The wedding was intimate and radiant, fire with fire. Having broken the sacred law, they were accurst, and lay naked to the vengeance of gods and men. But, since nothing could alter that, since there was no avoiding the doom, the shame that might have divided them was a bond drawing them closer together. In the tragic isolation of this shame they were made indissolubly one; for each to the other was the sole refuge in a world grown suddenly hostile. In their fancy the sun eyed them with burning accusation and the air shrank from the infection of their sin. Danger was all about them; destruction was certain; and their delight in each other was the sharper because it must be brief, a snatched instant of eternity. It was not long before the cloud of terror came back into Ogo’s eyes. He was thinking perhaps of the story of Strong, another of the friends and followers of Hawkon: Strong the hunter who, being pursued and tempted in the forest by a forbidden woman, had driven his spear through her throat, so preserving his virtue and winning the applause of all the tribe. A shining example, but one that it was too late for Ogo to think of following. His glance returning to Wooma, he was surprised again by a feeling he could neither understand nor express. His hand touched her. They bared their teeth at each other and gazed with bright eyes.

Presently he began asking questions.

‘I took milk from the deer that Hawkon has,’ answered Wooma. ‘And the woman Flint caught me and beat me. So I ran away here, into the forest, to escape her, and to make magic against her.’

‘You have magic?’ Ogo was awed, and a little repelled. The rest of her tale had passed over his head. Milk from the deer—what crazy talk is this? But magic—that is familiar enough. And dangerous.

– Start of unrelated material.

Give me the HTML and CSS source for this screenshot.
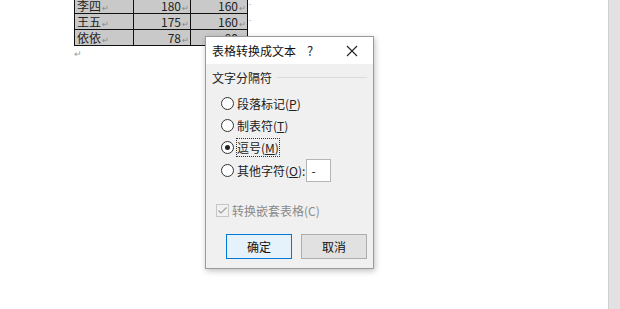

‘No.’ Wooma was quick to see his shrinking. ‘I am Wooma. I have no magic of my own. But I found Flint hopping in the likeness of a frog, and I killed her. I said, This frog is not a frog: it is the woman Flint that Hawkon has taken. And I beat her with a stone like this, three times. So now Flint is dead and Wooma is afraid to go back.’

Ogo shuddered, and looked about him uneasily. ‘Where is this place? Where is the Koor?’

She pointed to the shadow of the tree they sat under. ‘See, lord, the dark ghost of the tree.’ She pointed to a near bush. ‘See, lord, the bush.’

‘I see them,’ assented Ogo.

‘When the dark ghost has crawled to the bush, and touches him, we are in the squat of Koor.’

‘I am thirsty,’ said Ogo. He could not believe that Koor’s squat was so near, a mere hour’s journey; for his surroundings were unfamiliar. He was suspicious of Wooma, but answered her nothing. ‘I am thirsty.’